Hannah More was distinguished for her talents and the noble manner in which she exerted them. She was famous for her work as an author, which was kept alive until near the middle of the nineteenth century. While she was undoubtedly one of the most well-known and influential English woman of her day, today the name of Hannah More is virtually unknown.

Hannah More was born in Stapleton, Gloucestershire, near Bristol , on February 2, 1745 . Her father, Jacob More, was a schoolmaster who made sure his daughters were well educated. While still in their teens the three eldest daughters of the More family founded a girls’ boarding school in Bristol , which soon became well known. Hannah received her education at this seminary, which shaped the rest of her life.

At the age of sixteen, Hannah composed a pastoral drama, “The Search After Happiness”, which was later published and widely read. In 1774 her tragedy of the “Inflexible Captive”, and in 1775 two legendary poems, “Sir Eldred of the Bower”, and “The Bleeding Rock”. Garrick, the great actor, directed her successful play, “Percy” in 1777.

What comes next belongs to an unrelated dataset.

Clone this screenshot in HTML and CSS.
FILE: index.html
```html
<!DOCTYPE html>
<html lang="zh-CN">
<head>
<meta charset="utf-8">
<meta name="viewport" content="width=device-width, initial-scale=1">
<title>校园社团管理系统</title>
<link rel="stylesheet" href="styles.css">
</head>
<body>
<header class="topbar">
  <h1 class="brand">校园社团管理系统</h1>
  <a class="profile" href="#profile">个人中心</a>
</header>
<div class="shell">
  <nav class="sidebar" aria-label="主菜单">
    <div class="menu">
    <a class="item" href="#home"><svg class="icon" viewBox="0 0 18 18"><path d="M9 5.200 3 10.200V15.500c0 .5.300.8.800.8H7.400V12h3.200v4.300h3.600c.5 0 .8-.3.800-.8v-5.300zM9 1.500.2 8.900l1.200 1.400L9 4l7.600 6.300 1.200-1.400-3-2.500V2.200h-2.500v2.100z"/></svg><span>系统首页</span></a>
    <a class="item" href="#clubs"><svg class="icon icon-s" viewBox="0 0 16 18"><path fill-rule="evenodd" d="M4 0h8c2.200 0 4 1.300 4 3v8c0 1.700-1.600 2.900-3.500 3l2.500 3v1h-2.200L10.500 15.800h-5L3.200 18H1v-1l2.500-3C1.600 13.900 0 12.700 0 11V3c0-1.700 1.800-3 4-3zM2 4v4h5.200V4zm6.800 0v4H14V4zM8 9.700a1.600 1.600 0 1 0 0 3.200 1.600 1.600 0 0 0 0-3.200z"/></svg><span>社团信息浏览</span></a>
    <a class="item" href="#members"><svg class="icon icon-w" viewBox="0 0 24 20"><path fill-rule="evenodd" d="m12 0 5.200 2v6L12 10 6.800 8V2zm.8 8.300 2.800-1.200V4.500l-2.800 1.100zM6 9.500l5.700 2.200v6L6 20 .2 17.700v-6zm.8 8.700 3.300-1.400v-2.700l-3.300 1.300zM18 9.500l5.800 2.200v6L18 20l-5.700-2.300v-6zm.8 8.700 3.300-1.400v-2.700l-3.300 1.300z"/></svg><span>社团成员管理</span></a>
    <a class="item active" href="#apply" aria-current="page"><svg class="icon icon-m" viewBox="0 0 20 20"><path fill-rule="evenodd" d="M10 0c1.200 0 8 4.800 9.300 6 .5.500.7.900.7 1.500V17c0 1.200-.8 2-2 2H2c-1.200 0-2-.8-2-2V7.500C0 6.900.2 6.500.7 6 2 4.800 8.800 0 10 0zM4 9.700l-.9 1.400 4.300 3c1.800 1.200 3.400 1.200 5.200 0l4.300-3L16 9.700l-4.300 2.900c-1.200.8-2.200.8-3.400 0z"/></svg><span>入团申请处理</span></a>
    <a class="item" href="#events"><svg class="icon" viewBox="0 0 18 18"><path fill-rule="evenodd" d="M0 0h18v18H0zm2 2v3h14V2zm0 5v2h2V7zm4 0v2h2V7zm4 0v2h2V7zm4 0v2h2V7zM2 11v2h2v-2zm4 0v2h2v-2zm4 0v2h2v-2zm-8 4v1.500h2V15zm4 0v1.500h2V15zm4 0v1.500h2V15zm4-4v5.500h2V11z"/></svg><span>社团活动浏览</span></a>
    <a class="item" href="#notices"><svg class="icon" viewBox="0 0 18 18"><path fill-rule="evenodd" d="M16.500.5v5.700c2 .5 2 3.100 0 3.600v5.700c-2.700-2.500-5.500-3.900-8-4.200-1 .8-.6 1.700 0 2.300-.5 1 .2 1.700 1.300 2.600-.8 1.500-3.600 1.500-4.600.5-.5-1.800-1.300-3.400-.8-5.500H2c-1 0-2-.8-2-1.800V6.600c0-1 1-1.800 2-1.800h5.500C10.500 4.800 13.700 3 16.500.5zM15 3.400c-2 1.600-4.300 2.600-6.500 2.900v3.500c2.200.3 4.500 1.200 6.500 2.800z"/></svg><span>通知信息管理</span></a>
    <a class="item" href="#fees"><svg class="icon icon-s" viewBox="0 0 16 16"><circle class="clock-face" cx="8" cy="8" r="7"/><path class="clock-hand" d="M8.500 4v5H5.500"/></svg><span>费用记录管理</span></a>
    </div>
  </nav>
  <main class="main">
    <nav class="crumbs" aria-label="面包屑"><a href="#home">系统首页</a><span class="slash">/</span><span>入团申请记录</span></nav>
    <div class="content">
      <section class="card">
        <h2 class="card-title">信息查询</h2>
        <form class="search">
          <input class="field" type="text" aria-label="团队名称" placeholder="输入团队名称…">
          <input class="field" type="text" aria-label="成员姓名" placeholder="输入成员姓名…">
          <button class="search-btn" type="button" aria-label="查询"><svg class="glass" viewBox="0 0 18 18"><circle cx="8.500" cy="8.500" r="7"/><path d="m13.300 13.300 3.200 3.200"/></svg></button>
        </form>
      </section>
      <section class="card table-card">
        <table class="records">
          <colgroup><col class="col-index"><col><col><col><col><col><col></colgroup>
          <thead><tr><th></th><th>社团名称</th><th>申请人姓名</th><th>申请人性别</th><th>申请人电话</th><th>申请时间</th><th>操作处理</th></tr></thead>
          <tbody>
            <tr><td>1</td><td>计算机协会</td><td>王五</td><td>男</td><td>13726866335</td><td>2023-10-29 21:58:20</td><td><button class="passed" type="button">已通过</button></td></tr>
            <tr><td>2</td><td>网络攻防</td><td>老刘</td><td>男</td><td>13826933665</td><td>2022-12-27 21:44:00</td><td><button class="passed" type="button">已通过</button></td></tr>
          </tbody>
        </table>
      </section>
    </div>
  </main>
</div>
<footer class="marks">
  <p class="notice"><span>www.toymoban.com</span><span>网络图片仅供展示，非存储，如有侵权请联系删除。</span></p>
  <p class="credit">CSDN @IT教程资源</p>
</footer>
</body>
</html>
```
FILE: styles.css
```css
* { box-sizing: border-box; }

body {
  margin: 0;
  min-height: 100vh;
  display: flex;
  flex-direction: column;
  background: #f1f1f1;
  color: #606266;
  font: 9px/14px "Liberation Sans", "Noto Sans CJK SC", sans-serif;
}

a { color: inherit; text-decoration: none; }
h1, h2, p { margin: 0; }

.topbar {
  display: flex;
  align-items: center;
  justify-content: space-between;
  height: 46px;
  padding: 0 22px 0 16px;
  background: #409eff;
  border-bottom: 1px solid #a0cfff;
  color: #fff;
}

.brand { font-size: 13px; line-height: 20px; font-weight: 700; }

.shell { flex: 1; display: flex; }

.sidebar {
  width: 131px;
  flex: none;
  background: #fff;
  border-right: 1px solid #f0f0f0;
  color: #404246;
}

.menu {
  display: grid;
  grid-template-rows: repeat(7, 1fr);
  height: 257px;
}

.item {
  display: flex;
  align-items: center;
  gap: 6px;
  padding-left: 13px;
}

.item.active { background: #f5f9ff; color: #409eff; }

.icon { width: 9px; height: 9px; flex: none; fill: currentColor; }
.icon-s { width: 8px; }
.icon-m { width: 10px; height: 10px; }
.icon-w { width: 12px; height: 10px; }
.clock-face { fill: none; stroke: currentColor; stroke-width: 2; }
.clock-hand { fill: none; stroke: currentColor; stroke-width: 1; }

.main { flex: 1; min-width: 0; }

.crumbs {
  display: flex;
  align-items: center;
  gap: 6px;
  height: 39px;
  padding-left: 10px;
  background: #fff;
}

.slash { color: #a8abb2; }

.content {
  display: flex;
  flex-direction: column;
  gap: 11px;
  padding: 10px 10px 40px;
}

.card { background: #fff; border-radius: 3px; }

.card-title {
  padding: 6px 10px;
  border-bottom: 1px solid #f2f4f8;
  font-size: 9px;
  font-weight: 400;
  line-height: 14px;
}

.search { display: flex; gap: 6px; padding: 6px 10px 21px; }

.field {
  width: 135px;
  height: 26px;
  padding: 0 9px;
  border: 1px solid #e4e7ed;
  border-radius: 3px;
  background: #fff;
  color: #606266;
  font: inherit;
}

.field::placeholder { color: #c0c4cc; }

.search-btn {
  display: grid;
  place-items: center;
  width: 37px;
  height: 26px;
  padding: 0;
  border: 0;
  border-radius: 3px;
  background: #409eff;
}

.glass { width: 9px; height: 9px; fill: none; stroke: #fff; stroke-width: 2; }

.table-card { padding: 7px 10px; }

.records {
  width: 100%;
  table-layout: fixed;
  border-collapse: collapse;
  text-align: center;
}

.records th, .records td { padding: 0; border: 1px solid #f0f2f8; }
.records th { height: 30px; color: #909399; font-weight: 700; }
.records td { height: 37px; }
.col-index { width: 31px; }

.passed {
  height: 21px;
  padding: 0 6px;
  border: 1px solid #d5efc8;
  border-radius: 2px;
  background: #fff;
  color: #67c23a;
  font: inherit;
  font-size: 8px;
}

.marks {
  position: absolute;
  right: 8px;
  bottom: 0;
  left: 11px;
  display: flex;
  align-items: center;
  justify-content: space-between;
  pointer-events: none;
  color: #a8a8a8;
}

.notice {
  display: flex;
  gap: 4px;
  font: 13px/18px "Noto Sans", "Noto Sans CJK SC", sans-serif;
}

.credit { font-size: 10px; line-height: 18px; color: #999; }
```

Around 1779, religious impressions convinced Hannah to stop writing for the stage and she increasingly turned to more distinctly Christian work. With Pastor John Newton, author of the hymn “Amazing Grace”, as her spiritual mentor, she went on to pen such works as “Sacred Dramas”, a satirical tale, “Florio”, and “Religion of the Fashionable World”. All of Hannah’s writings were infused with strong moral purpose. She wrote a series of popular essays encouraging Christian leaders to establish moral laws as well as a series of tracts to counter the rationalism of her time.

In 1787, dismayed at the depravity and poverty of mining towns, Hannah and her sister began establishing Sunday Schools in many area villages. She moved to Cheddant and founded several schools in the area and soon extended her charitable efforts for the education of the poor into all the surrounding country. Within ten years she was supporting and administering over sixteen schools, teaching destitute children how to read, learn Christian morals, and acquire life-skills that they would keep with them forever. Hannah wrote many of the books used in the schools because she felt that Christian teaching should be the foundation of all education.

In 1795 she began a monthly journal while living in Bath called the “Cheap Repository”, consisting of short moral tales that she composed. This periodical attained a very large circulation and one of her most popular stories was “Shepherd of Salisbury Plain”, which went through many editions and was translated into several languages.

In 1828, Hannah moved from Barleywood in Gloucestershire, where she had lived for several years with her sisters, to Clifton . Her writing brought her much personal fame and financial success. She was able to save about $150,000 from her writings, one third of which she bequeathed for charitable purposes. Hannah More died in Clifton on September 7, 1833 at the age of eighty-eight. Her writings and benevolence strongly influenced the public mind and social character of her day.